Exercise objective — Give back exactly the lines from the beginning of the listing below to the line holding "const CELL = 36;", both ends included; the pictures stay out.

Supplied information —
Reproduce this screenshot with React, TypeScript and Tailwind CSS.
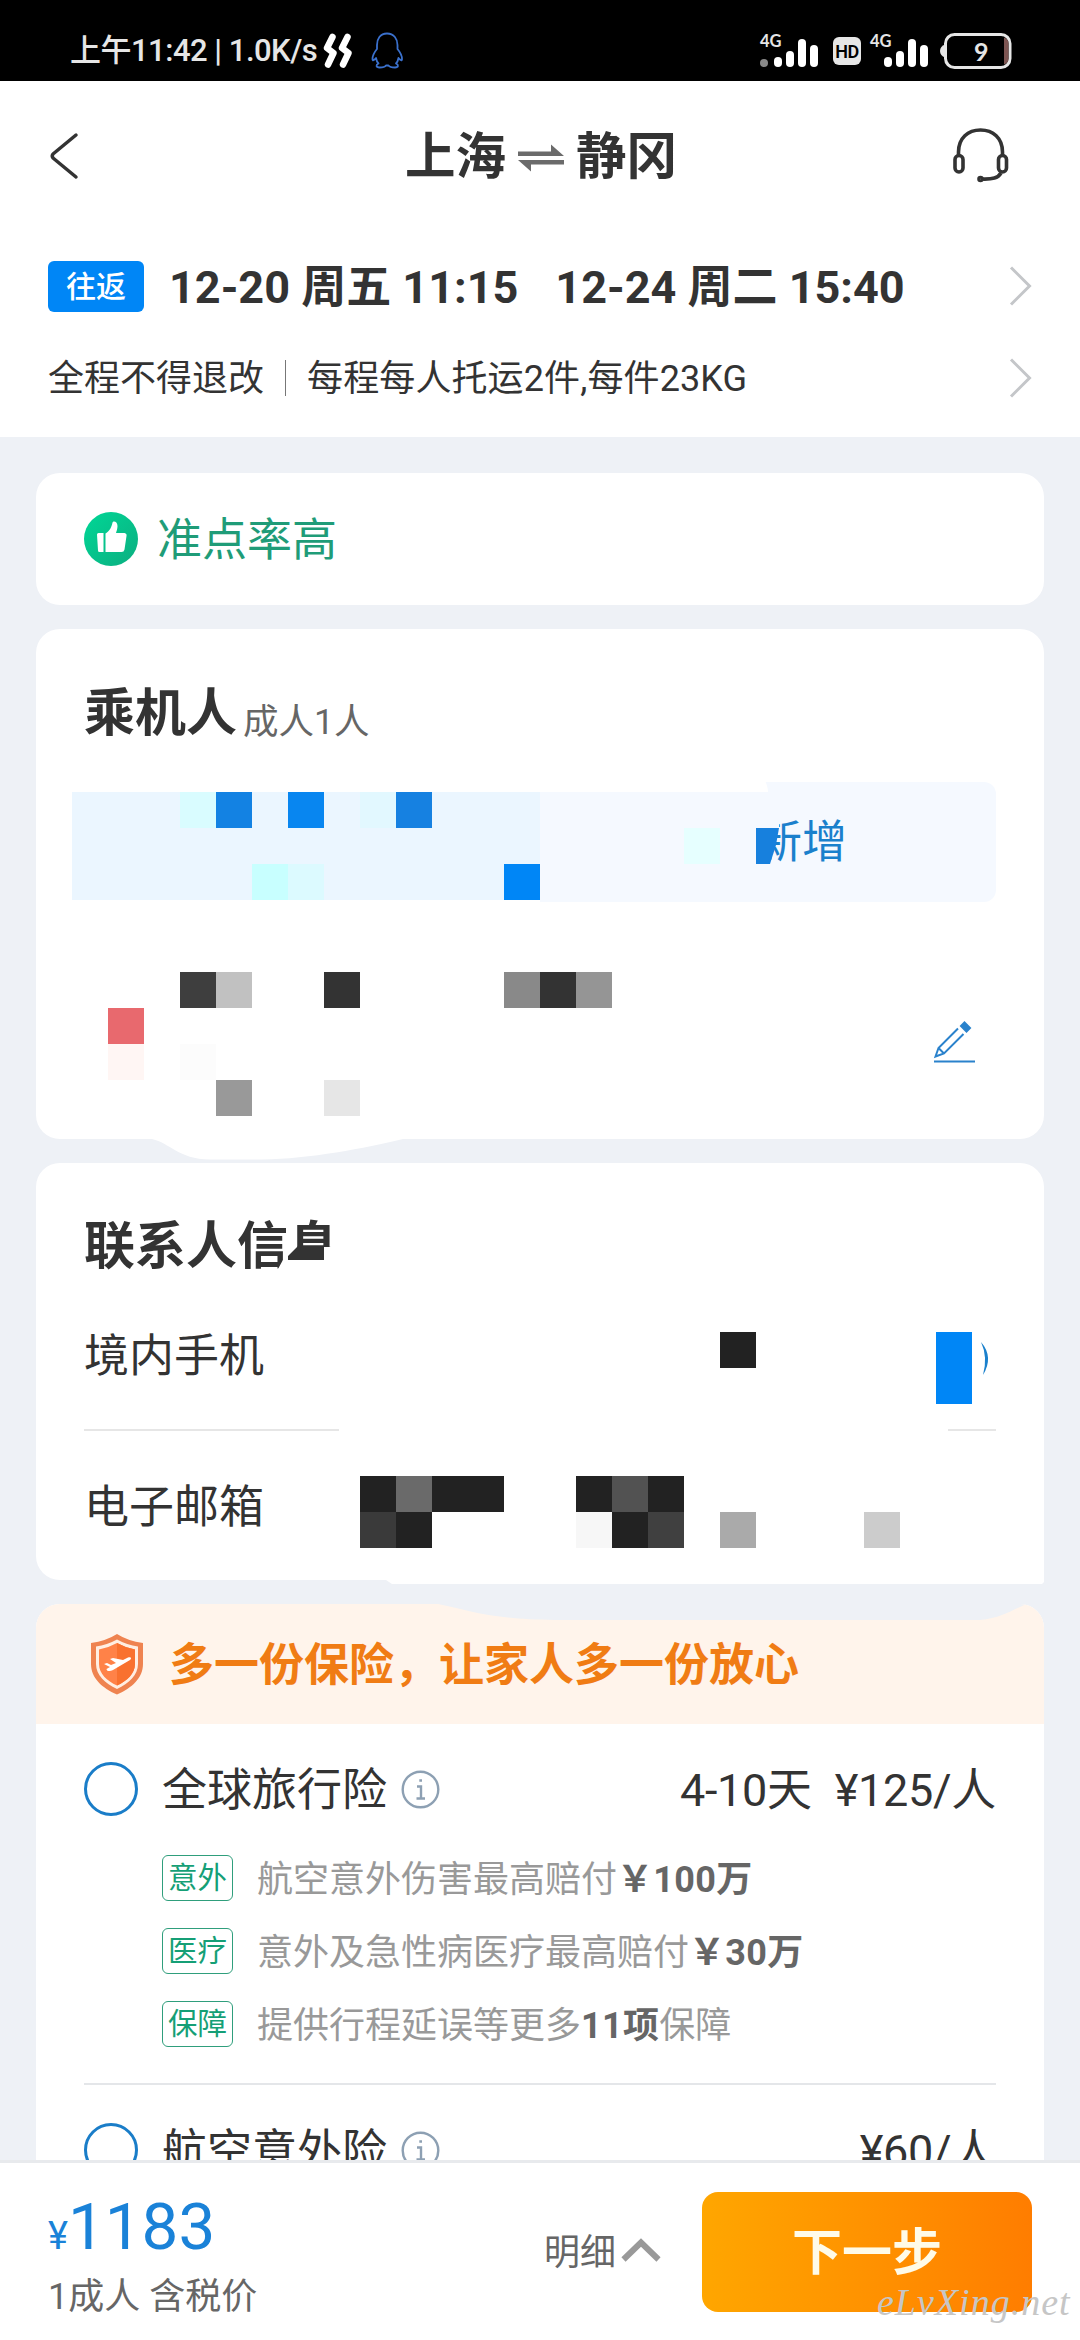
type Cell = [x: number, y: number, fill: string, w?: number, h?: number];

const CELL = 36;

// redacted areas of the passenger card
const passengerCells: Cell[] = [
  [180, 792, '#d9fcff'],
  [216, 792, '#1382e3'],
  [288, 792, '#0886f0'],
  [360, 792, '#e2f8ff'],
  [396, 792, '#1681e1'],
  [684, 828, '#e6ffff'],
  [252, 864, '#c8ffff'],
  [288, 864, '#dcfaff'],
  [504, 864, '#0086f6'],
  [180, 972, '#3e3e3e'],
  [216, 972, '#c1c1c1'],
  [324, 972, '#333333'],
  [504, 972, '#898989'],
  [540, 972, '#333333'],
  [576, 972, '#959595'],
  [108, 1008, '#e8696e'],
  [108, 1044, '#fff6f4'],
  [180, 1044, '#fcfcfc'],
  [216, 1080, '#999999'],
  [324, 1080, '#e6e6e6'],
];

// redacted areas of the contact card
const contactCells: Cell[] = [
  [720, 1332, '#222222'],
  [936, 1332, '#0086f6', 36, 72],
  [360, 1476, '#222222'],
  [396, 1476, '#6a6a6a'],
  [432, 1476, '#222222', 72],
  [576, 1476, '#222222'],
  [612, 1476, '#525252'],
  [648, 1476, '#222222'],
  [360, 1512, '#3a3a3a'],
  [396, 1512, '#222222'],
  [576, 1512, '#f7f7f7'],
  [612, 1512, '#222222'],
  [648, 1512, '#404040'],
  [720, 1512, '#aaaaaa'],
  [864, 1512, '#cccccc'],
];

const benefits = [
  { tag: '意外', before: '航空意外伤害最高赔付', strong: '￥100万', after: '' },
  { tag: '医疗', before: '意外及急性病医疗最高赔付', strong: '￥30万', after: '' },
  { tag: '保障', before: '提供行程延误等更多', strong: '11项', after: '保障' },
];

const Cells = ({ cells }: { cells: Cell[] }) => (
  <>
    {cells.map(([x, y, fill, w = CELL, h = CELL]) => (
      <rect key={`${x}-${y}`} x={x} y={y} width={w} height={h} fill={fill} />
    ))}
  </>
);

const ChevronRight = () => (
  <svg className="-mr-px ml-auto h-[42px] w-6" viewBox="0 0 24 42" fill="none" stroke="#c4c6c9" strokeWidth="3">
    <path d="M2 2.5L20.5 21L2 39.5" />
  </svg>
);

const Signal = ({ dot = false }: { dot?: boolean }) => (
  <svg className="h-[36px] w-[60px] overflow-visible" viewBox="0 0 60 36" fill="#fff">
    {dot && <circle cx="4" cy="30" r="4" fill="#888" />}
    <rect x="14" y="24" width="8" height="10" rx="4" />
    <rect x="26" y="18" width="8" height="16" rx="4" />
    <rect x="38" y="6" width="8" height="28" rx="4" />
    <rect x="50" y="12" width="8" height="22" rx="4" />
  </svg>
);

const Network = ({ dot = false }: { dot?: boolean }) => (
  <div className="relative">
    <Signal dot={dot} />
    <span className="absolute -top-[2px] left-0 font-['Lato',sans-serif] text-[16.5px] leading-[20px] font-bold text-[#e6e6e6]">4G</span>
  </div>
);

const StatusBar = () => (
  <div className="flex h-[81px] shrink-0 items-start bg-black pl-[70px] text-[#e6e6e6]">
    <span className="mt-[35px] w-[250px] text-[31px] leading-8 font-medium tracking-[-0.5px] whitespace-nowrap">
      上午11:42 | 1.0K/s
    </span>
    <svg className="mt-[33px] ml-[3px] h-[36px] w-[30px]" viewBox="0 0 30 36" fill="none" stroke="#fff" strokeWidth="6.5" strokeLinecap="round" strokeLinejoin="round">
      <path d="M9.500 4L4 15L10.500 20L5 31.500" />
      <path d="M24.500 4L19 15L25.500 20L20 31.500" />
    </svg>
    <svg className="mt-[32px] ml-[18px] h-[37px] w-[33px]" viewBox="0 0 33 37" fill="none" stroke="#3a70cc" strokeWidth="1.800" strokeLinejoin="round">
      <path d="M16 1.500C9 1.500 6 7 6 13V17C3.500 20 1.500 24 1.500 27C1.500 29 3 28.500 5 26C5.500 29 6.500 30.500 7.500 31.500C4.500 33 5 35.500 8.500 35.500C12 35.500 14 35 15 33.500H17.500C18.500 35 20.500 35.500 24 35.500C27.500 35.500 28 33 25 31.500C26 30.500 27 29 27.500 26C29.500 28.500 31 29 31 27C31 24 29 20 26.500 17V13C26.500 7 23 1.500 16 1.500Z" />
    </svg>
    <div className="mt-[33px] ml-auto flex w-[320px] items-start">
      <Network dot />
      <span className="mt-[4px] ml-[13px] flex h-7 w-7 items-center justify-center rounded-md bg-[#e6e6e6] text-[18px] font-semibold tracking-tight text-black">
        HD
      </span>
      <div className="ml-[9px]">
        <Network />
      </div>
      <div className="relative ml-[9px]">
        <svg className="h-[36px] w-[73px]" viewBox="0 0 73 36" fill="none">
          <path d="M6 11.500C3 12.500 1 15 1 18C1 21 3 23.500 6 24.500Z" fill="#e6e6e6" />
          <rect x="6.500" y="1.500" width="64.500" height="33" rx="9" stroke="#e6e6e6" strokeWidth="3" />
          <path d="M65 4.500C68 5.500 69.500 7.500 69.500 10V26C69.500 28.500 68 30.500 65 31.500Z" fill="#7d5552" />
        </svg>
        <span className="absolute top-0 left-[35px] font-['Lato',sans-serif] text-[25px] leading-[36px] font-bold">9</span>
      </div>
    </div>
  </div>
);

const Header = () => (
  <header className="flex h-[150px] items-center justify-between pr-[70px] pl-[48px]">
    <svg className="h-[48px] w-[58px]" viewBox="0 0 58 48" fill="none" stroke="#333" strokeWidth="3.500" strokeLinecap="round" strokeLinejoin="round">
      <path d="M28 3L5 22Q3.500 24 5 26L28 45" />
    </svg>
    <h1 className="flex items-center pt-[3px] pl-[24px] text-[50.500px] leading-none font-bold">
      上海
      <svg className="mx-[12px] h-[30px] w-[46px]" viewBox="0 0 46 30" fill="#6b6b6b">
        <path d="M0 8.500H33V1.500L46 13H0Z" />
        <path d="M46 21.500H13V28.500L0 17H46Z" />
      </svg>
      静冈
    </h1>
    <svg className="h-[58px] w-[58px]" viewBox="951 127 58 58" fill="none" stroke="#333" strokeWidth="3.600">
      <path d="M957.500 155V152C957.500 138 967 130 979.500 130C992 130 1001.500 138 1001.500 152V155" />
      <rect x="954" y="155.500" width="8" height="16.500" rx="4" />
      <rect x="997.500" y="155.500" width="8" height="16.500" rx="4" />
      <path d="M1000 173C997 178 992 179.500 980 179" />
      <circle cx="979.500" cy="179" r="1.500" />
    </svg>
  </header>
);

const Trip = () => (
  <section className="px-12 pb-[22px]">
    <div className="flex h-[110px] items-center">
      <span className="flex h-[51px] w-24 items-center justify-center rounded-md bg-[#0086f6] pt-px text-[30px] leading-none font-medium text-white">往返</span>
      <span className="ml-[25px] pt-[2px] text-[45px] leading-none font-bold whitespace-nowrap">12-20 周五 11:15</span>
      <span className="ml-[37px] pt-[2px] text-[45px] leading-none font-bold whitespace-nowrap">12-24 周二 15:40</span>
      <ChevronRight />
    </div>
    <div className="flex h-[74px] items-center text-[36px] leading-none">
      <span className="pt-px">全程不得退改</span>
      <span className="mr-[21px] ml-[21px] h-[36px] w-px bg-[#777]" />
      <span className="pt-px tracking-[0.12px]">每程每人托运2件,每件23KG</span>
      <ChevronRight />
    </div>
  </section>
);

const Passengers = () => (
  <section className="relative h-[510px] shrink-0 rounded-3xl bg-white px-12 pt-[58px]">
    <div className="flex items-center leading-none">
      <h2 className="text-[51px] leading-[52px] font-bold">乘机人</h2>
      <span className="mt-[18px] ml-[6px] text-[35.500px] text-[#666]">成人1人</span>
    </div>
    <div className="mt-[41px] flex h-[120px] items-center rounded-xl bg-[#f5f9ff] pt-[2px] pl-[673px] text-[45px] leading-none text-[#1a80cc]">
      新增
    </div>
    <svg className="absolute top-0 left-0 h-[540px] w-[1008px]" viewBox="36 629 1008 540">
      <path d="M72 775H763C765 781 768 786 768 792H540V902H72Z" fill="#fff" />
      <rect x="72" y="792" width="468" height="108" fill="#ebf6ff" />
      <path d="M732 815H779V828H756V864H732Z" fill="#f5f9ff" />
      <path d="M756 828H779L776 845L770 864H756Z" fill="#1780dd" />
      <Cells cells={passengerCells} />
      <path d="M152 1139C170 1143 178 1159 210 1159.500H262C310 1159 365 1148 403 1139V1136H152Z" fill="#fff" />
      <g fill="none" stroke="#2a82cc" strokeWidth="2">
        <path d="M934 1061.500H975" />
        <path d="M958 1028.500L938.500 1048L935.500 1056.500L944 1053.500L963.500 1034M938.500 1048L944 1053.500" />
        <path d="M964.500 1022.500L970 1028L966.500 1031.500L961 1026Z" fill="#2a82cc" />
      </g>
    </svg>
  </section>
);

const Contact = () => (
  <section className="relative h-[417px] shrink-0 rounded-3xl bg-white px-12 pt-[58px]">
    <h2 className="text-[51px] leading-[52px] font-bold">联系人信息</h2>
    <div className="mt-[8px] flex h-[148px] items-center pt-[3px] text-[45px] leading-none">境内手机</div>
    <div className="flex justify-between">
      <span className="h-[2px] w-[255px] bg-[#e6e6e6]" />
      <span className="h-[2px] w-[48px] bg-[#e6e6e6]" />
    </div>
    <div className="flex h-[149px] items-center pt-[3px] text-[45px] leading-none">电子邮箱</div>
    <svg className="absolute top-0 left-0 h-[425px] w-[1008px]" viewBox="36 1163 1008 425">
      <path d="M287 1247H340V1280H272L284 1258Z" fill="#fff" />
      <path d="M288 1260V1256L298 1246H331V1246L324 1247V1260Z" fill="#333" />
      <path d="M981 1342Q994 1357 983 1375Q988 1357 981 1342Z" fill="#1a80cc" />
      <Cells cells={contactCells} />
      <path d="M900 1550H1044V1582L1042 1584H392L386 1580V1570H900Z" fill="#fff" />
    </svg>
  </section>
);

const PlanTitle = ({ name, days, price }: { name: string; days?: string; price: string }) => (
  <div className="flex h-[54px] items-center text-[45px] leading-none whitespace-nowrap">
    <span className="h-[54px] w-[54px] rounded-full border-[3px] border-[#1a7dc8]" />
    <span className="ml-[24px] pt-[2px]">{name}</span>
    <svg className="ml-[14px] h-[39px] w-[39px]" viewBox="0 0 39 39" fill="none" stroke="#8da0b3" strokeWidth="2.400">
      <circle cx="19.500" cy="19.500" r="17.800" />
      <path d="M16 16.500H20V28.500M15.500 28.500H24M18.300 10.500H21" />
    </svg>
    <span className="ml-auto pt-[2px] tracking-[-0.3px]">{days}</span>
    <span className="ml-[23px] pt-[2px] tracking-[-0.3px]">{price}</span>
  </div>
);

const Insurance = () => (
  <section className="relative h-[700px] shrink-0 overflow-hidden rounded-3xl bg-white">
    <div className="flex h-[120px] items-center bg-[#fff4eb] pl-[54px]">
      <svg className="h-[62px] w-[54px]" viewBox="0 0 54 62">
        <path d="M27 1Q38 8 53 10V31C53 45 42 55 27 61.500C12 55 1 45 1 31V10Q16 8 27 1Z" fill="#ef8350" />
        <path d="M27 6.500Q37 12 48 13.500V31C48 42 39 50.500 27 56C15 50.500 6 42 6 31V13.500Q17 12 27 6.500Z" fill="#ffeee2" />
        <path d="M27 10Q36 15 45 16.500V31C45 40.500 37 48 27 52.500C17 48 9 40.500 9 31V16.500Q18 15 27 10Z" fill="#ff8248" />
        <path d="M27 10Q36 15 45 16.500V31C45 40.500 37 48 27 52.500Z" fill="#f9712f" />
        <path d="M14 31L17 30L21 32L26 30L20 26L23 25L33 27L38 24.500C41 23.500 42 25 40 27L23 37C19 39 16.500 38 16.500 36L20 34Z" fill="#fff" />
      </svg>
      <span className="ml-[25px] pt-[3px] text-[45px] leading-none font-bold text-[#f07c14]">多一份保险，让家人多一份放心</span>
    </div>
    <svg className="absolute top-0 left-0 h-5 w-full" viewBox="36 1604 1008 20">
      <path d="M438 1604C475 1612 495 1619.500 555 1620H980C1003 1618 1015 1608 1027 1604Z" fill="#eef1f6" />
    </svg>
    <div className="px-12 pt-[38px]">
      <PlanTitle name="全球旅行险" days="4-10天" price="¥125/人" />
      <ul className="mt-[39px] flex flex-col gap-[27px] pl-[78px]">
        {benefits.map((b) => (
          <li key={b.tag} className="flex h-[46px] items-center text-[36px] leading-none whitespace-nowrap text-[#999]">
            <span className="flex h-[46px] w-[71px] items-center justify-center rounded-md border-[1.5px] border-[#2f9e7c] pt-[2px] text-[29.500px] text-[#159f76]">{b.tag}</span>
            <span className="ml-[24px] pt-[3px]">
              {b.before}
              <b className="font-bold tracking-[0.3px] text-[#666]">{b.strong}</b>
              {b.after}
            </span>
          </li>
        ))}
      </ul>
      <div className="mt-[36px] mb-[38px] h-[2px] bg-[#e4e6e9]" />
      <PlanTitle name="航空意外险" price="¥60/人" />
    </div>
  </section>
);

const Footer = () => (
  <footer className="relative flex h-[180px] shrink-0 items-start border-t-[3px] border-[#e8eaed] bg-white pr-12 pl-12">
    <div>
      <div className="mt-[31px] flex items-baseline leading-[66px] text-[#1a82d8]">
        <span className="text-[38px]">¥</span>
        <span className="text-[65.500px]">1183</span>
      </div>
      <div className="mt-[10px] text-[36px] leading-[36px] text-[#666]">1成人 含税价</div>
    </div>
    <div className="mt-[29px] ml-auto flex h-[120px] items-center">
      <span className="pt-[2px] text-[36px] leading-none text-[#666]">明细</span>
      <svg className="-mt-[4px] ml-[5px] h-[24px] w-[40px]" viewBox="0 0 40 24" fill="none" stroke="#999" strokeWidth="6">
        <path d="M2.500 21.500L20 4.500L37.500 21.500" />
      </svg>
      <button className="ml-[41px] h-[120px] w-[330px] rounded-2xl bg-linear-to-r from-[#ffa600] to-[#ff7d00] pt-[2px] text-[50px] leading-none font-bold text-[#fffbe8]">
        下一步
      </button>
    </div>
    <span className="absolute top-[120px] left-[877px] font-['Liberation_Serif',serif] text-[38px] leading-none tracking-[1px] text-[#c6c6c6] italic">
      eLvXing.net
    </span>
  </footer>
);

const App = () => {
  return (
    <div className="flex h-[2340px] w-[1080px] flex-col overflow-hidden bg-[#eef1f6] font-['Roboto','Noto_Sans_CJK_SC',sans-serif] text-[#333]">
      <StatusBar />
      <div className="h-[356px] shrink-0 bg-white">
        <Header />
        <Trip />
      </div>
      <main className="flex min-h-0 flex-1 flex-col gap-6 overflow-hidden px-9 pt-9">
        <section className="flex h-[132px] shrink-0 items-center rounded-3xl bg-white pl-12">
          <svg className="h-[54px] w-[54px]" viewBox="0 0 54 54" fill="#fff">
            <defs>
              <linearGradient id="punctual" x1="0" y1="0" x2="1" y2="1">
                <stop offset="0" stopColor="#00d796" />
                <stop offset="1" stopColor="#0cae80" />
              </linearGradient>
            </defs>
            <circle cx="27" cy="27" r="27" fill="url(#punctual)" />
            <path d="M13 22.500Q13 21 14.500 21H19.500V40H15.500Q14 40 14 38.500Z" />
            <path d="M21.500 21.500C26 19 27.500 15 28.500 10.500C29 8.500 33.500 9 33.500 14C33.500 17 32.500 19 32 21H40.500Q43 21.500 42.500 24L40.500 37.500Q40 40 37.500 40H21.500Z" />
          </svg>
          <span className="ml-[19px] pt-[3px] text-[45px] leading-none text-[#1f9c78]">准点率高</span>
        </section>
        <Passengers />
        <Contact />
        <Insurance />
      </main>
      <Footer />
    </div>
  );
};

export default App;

Answer for the task —
Reproduce this screenshot with React, TypeScript and Tailwind CSS.
type Cell = [x: number, y: number, fill: string, w?: number, h?: number];

const CELL = 36;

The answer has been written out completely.